Now, if we have some equation whose roots are $\alpha , \beta$ (for example) then by using the transformation $x \to x^{1/3}$, we get the equation whose roots are $\alpha ^3, \beta ^3$.
Using that here, $f(x^{1/3})=0$ should have the roots $\omega ^3, \omega ^6 $ that is,
$1$ is a root of $f(x^{1/3})=0$
$\implies f(1)=0$
$$\implies \sum_{i=1}^n \frac{1}{a_i + 1}=2$$
Which is the right answer, by the way.
My question:
Is this proof using transformations correct or not?
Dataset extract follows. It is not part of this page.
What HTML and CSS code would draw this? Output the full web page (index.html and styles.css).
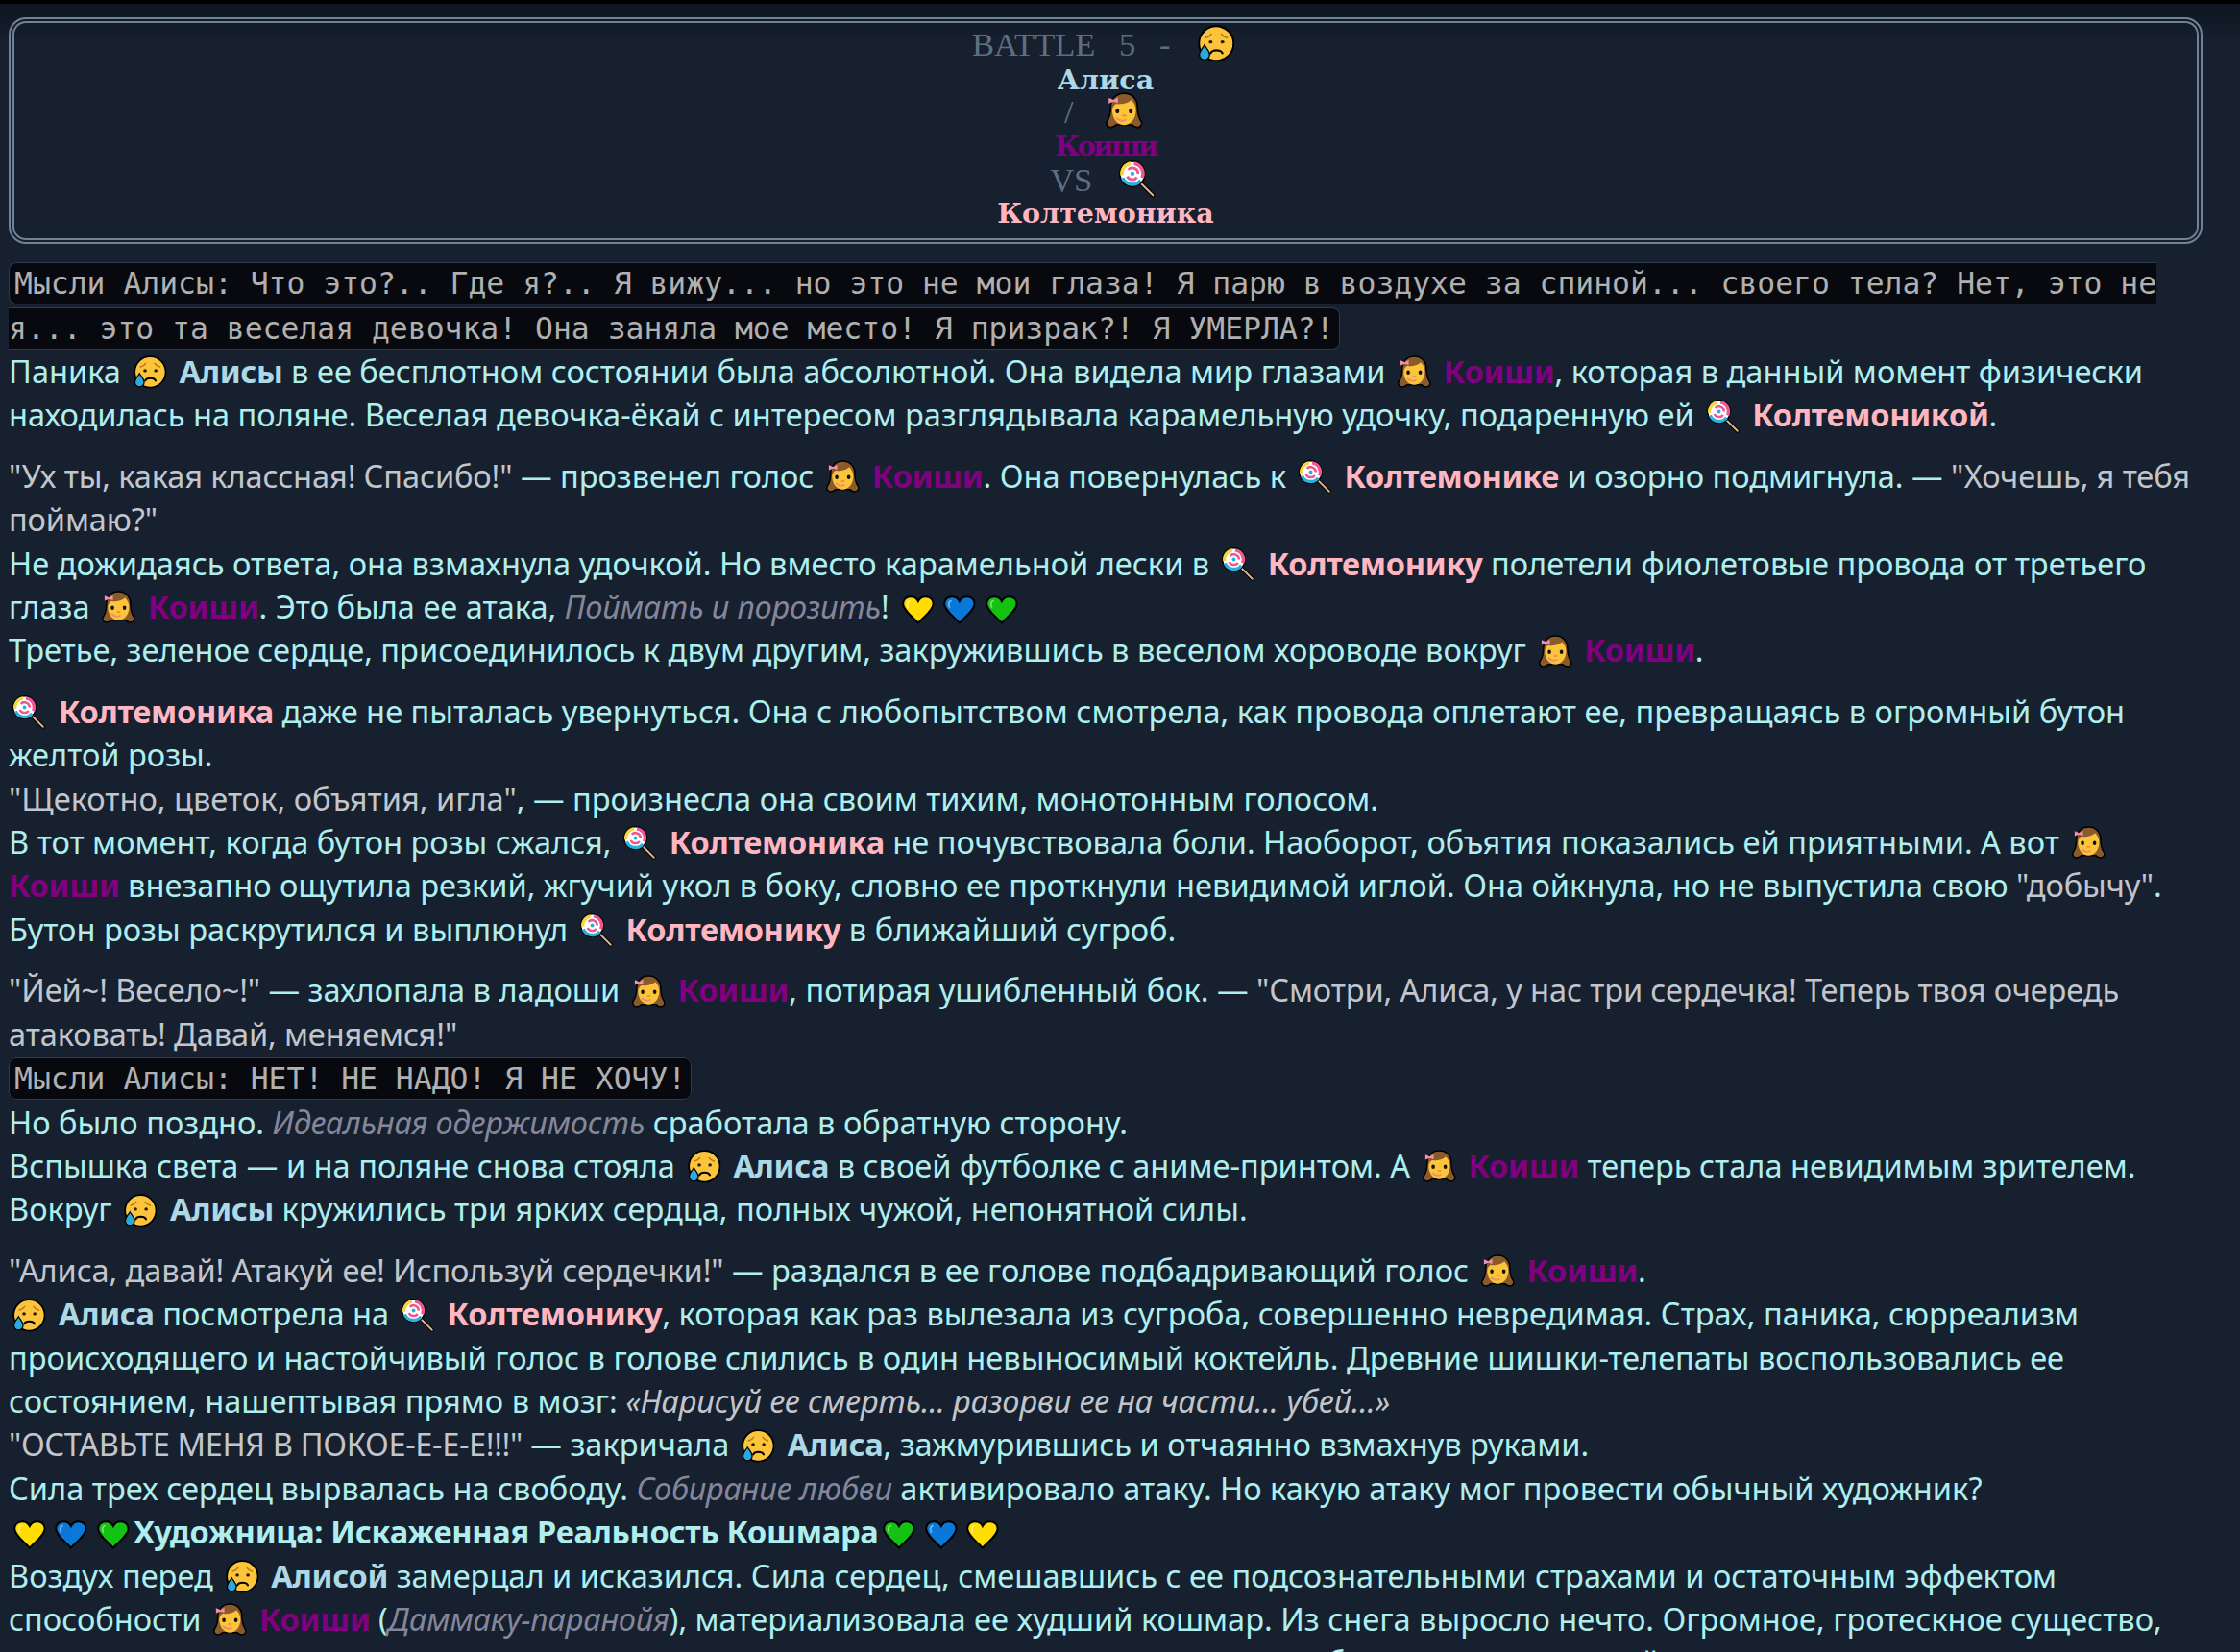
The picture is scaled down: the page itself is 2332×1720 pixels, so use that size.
FILE: index.html
```html
<!DOCTYPE html>
<html lang="ru">
<head>
<meta charset="utf-8">
<title>Battle 5</title>
<link rel="stylesheet" href="styles.css">
</head>
<body>
<svg class="sprite" width="0" height="0" aria-hidden="true">
  <defs>
    <symbol id="cry" viewBox="0 0 36 36">
      <circle cx="18" cy="18" r="16.8" fill="#fcc43a" stroke="#000" stroke-width="1.8"/>
      <path d="M7.500 12.500c2.200-.3 4.300-1.600 5.600-3.700M28.500 12.500c-2.200-.3-4.300-1.600-5.600-3.700" fill="none" stroke="#b5761a" stroke-width="1.500" stroke-linecap="round"/>
      <ellipse cx="12.500" cy="16.500" rx="1.900" ry="1.600" fill="#2a1a0a"/>
      <ellipse cx="24" cy="16.500" rx="1.900" ry="1.600" fill="#2a1a0a"/>
      <path d="M12.500 27.500c1.800-3.800 9.700-3.800 11.500 0" fill="none" stroke="#000" stroke-width="2" stroke-linecap="round"/>
      <path d="M6.500 19.500c-1.500 3-5 5.800-5 9.500a5 5 0 0 0 10 0c0-3.700-3.500-6.500-5-9.500z" fill="#2aa8e0" stroke="#000" stroke-width="1.300"/>
    </symbol>
    <symbol id="girl" viewBox="0 0 36 36">
      <path d="M18 1c-8 0-13 6-13 13 0 6-1 11-4 15-1 3 2 6 5 5 2 0 3-1 4-2h16c1 1 2 2 4 2 3 1 6-2 5-5-3-4-4-9-4-15 0-7-5-13-13-13z" fill="#8b5a2b" stroke="#000" stroke-width="1.600"/>
      <path d="M6.500 18c0-3 1.500-5 3.500-6.500 5 .5 12-.5 15-4 2.500 2.500 4.500 6 4.500 10.500 0 8-5.500 14-11.500 14S6.500 26 6.500 18z" fill="#fcc43a"/>
      <ellipse cx="11.500" cy="18.500" rx="1.900" ry="2.300" fill="#111"/>
      <ellipse cx="24.500" cy="18.500" rx="1.900" ry="2.300" fill="#111"/>
      <path d="M16.800 22.800h2.600" stroke="#e98a3a" stroke-width="1.500" stroke-linecap="round"/>
      <path d="M11 25.500c3 2.500 6 3 8.500 1.500" fill="none" stroke="#ef8f6a" stroke-width="2" stroke-linecap="round"/>
      <path d="M3 5.500l5 2 4-2.500v5.500l-4-1.500-5 2z" fill="#f48fb1"/>
    </symbol>
    <symbol id="lolly" viewBox="0 0 36 36">
      <path d="M20 21l13 13" stroke="#000" stroke-width="4.200" stroke-linecap="round"/>
      <path d="M20 21l13 13" stroke="#deb18a" stroke-width="2" stroke-linecap="round"/>
      <circle cx="13" cy="13" r="12.200" fill="#fff" stroke="#000" stroke-width="1.600"/>
      <g fill="none" stroke-linecap="butt">
        <path d="M2.900 14.500A10.200 10.200 0 0 1 11.500 2.900" stroke="#f7d53c" stroke-width="3.400"/>
        <path d="M14.500 2.900A10.200 10.200 0 0 1 22.500 17" stroke="#f0568f" stroke-width="3.400"/>
        <path d="M21 19.400A10.200 10.200 0 0 1 3.500 17" stroke="#2bb0dc" stroke-width="3.400"/>
        <path d="M18.500 13a5.500 5.500 0 0 0-9.500-3.800M8 15.500a5.500 5.500 0 0 0 9.500 1" stroke="#f0568f" stroke-width="2.600"/>
      </g>
      <circle cx="13" cy="13" r="2" fill="#2bb0dc"/>
    </symbol>
    <symbol id="heart" viewBox="0 0 34 30">
      <path d="M17 28.700C11 22 1.200 15.500 1.200 8.500 1.200 4 4.800 1.200 9 1.200c3.500 0 6.500 1.800 8 4.800 1.500-3 4.500-4.800 8-4.800 4.200 0 7.800 2.800 7.800 7.300C32.800 15.500 23 22 17 28.700z" fill="currentColor" stroke="#000" stroke-width="2"/>
      <path d="M8 5.500c-2.500 1-3 4-1.500 6.500" fill="none" stroke="#fff" stroke-opacity=".45" stroke-width="1.800" stroke-linecap="round"/>
    </symbol>
  </defs>
</svg>

<main class="page">
  <header class="battle">
    <div>BATTLE 5 - <svg class="emo"><use href="#cry"/></svg></div>
    <div class="al b">Алиса</div>
    <div><span class="sl">/</span> <svg class="emo"><use href="#girl"/></svg></div>
    <div class="ko b">Коиши</div>
    <div>VS <svg class="emo"><use href="#lolly"/></svg></div>
    <div class="kt b">Колтемоника</div>
  </header>

  <p><code>Мысли Алисы: Что это?.. Где я?.. Я вижу... но это не мои глаза! Я парю в воздухе за спиной... своего тела? Нет, это не я... это та веселая девочка! Она заняла мое место! Я призрак?! Я УМЕРЛА?!</code><br>
  Паника <svg class="emo"><use href="#cry"/></svg> <b class="al">Алисы</b> в ее бесплотном состоянии была абсолютной. Она видела мир глазами <svg class="emo"><use href="#girl"/></svg> <b class="ko">Коиши</b>, которая в данный момент физически находилась на поляне. Веселая девочка-ёкай с интересом разглядывала карамельную удочку, подаренную ей <svg class="emo"><use href="#lolly"/></svg> <b class="kt">Колтемоникой</b>.</p>

  <p><span class="q">"Ух ты, какая классная! Спасибо!"</span> — прозвенел голос <svg class="emo"><use href="#girl"/></svg> <b class="ko">Коиши</b>. Она повернулась к <svg class="emo"><use href="#lolly"/></svg> <b class="kt">Колтемонике</b> и озорно подмигнула. — <span class="q">"Хочешь, я тебя поймаю?"</span><br>
  Не дожидаясь ответа, она взмахнула удочкой. Но вместо карамельной лески в <svg class="emo"><use href="#lolly"/></svg> <b class="kt">Колтемонику</b> полетели фиолетовые провода от третьего глаза <svg class="emo"><use href="#girl"/></svg> <b class="ko">Коиши</b>. Это была ее атака, <i>Поймать и порозить</i>! <svg class="emo h y"><use href="#heart"/></svg><svg class="emo h c"><use href="#heart"/></svg><svg class="emo h g"><use href="#heart"/></svg><br>
  Третье, зеленое сердце, присоединилось к двум другим, закружившись в веселом хороводе вокруг <svg class="emo"><use href="#girl"/></svg> <b class="ko">Коиши</b>.</p>

  <p><svg class="emo"><use href="#lolly"/></svg> <b class="kt">Колтемоника</b> даже не пыталась увернуться. Она с любопытством смотрела, как провода оплетают ее, превращаясь в огромный бутон желтой розы.<br>
  <span class="q wide">"Щекотно, цветок, объятия, игла"</span>, — произнесла она своим тихим, монотонным голосом.<br>
  В тот момент, когда бутон розы сжался, <svg class="emo"><use href="#lolly"/></svg> <b class="kt">Колтемоника</b> не почувствовала боли. Наоборот, объятия показались ей приятными. А вот <svg class="emo"><use href="#girl"/></svg> <b class="ko">Коиши</b> внезапно ощутила резкий, жгучий укол в боку, словно ее проткнули невидимой иглой. Она ойкнула, но не выпустила свою <span class="q">"добычу"</span>.<br>
  Бутон розы раскрутился и выплюнул <svg class="emo"><use href="#lolly"/></svg> <b class="kt">Колтемонику</b> в ближайший сугроб.</p>

  <p><span class="q">"Йей~! Весело~!"</span> — захлопала в ладоши <svg class="emo"><use href="#girl"/></svg> <b class="ko">Коиши</b>, потирая ушибленный бок. — <span class="q">"Смотри, Алиса, у нас три сердечка! Теперь твоя очередь атаковать! Давай, меняемся!"</span><br>
  <code>Мысли Алисы: НЕТ! НЕ НАДО! Я НЕ ХОЧУ!</code><br>
  Но было поздно. <i>Идеальная одержимость</i> сработала в обратную сторону.<br>
  Вспышка света — и на поляне снова стояла <svg class="emo"><use href="#cry"/></svg> <b class="al">Алиса</b> в своей футболке с аниме-принтом. А <svg class="emo"><use href="#girl"/></svg> <b class="ko">Коиши</b> теперь стала невидимым зрителем.<br>
  Вокруг <svg class="emo"><use href="#cry"/></svg> <b class="al">Алисы</b> кружились три ярких сердца, полных чужой, непонятной силы.</p>

  <p><span class="q">"Алиса, давай! Атакуй ее! Используй сердечки!"</span> — раздался в ее голове подбадривающий голос <svg class="emo"><use href="#girl"/></svg> <b class="ko">Коиши</b>.<br>
  <svg class="emo"><use href="#cry"/></svg> <b class="al">Алиса</b> посмотрела на <svg class="emo"><use href="#lolly"/></svg> <b class="kt">Колтемонику</b>, которая как раз вылезала из сугроба, совершенно невредимая. Страх, паника, сюрреализм происходящего и настойчивый голос в голове слились в один невыносимый коктейль. Древние шишки-телепаты воспользовались ее состоянием, нашептывая прямо в мозг: <em class="q">«Нарисуй ее смерть... разорви ее на части... убей...»</em><br>
  <span class="q caps">"ОСТАВЬТЕ МЕНЯ В ПОКОЕ-Е-Е-Е!!!"</span> — закричала <svg class="emo"><use href="#cry"/></svg> <b class="al">Алиса</b>, зажмурившись и отчаянно взмахнув руками.<br>
  Сила трех сердец вырвалась на свободу. <i>Собирание любви</i> активировало атаку. Но какую атаку мог провести обычный художник?<br>
  <svg class="emo h y"><use href="#heart"/></svg><svg class="emo h c"><use href="#heart"/></svg><svg class="emo h g"><use href="#heart"/></svg><b>Художница: Искаженная Реальность Кошмара</b><svg class="emo h g"><use href="#heart"/></svg><svg class="emo h c"><use href="#heart"/></svg><svg class="emo h y"><use href="#heart"/></svg><br>
  Воздух перед <svg class="emo"><use href="#cry"/></svg> <b class="al">Алисой</b> замерцал и исказился. Сила сердец, смешавшись с ее подсознательными страхами и остаточным эффектом способности <svg class="emo"><use href="#girl"/></svg> <b class="ko">Коиши</b> (<i>Даммаку-паранойя</i>), материализовала ее худший кошмар. Из снега выросло нечто. Огромное, гротескное существо, напоминающее сразу всех, кто пугал ее в этом мире, медленно поднималось из сугроба, издавая странный скрип и шорох снега.</p>
</main>
</body>
</html>
```
FILE: styles.css
```css
html, body {
  margin: 0;
  height: 1720px;
  overflow: hidden;
}
body {
  background: linear-gradient(#000 0, #000 4px, #0f1520 4px, #16202f 44px, #16202f 100%);
  color: #afeeee;
  font-family: "Noto Sans", sans-serif;
  font-size: 32.6px;
  line-height: 45.4px;
}
.sprite { position: absolute; }
.page {
  box-sizing: border-box;
  width: 2332px;
  padding: 18px 39px 0 9px;
}
.battle {
  box-sizing: border-box;
  height: 236px;
  margin-bottom: 17px;
  padding: 5px 0;
  border: 6px double #6f8296;
  border-radius: 18px;
  text-align: center;
  font-family: "Liberation Serif", serif;
  font-size: 34.5px;
  line-height: 34.8px;
  word-spacing: 16px;
  color: #5f6f82;
}
.battle .b {
  font-family: "DejaVu Serif", serif;
  font-size: 28.5px;
  font-weight: 700;
  letter-spacing: 0;
}
.battle .al { position: relative; top: 1px; }
.battle .ko { letter-spacing: -2.5px; }
.battle .sl { letter-spacing: 5px; }
.battle .emo {
  width: 38.5px;
  height: 38.5px;
  margin: -10px 5px 0 3.5px;
  vertical-align: -6.5px;
}
p {
  margin: 0 0 18px;
}
b {
  font-weight: 700;
  letter-spacing: -.3px;
}
.al { color: #add8e6; }
.ko { color: #800080; }
.kt { color: #ffb6c1; }
i {
  color: #86869a;
  font-style: italic;
  letter-spacing: -.2px;
}
.q {
  color: #c2c6cc;
  letter-spacing: -.12px;
}
.q.wide { letter-spacing: 0; }
.q.caps { letter-spacing: -.37px; }
code {
  font-family: "DejaVu Sans Mono", monospace;
  font-size: 31.4px;
  line-height: 43.5px;
  color: #b0b0b0;
  background: #07090f;
  border: 1px solid #2d3c55;
  border-radius: 8px;
  padding: 3px 5px;
}
.emo {
  display: inline-block;
  width: 34.7px;
  height: 34.7px;
  margin: 0 4.4px;
  vertical-align: -6px;
  overflow: visible;
}
.h {
  width: 33.8px;
  height: 30px;
  margin: 0 4.8px;
}
.y { color: #ffdd00; }
.c { color: #0a78d8; }
.g { color: #14c214; }
```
The problem, as pointed out, in the comments is that the "transformation" $x \mapsto x^{1/3}$ is multivalued and you're misusing that.
Let us see this better.
When you wish to make the substitution $x \mapsto x^{\color{red}{1/3}}$, you should make a choice of which cube root you are choosing for each $x$.
Suppose you have made the choice to choose $\omega$ for $x = 1$. This means that you must fix $1^{\color{red}{1/3}} = \omega$ in your later substitutions.
This is the error that you made. Using the fact that $\omega$ is a root, you concluded that $1$ is a root of $f(x^{\color{red}{1/3}})$ but then you must remember that $1^{\color{red}{1/3}}$ is $\omega$.
In particular, you cannot write $$f(1^{\color{red}{1/3}}) = f(1) = 0$$ since $1^{\color{red}{1/3}} = \omega$ and not $1$.
Similarly, if you considered $x \mapsto x^{\color{blue}{1/3}}$ and chose $\omega^2$ for $1^{\color{blue}{1/3}}$, you'd run into the same problem.
I already gave an example in the comments of how you could use this to derive that $1$ is a root of $x^2 + x + 1$ even though it's not.
Another example of such a thing is misuse of the square root.
For example, you could consider $g(x) = x+1$, note that $-1$ is a root and then using the transformation $x \mapsto \sqrt{x}$ incorrectly, conclude that $1$ is also a root.
(In fact, this is the spirit behind many "proofs" of $-1=1$.)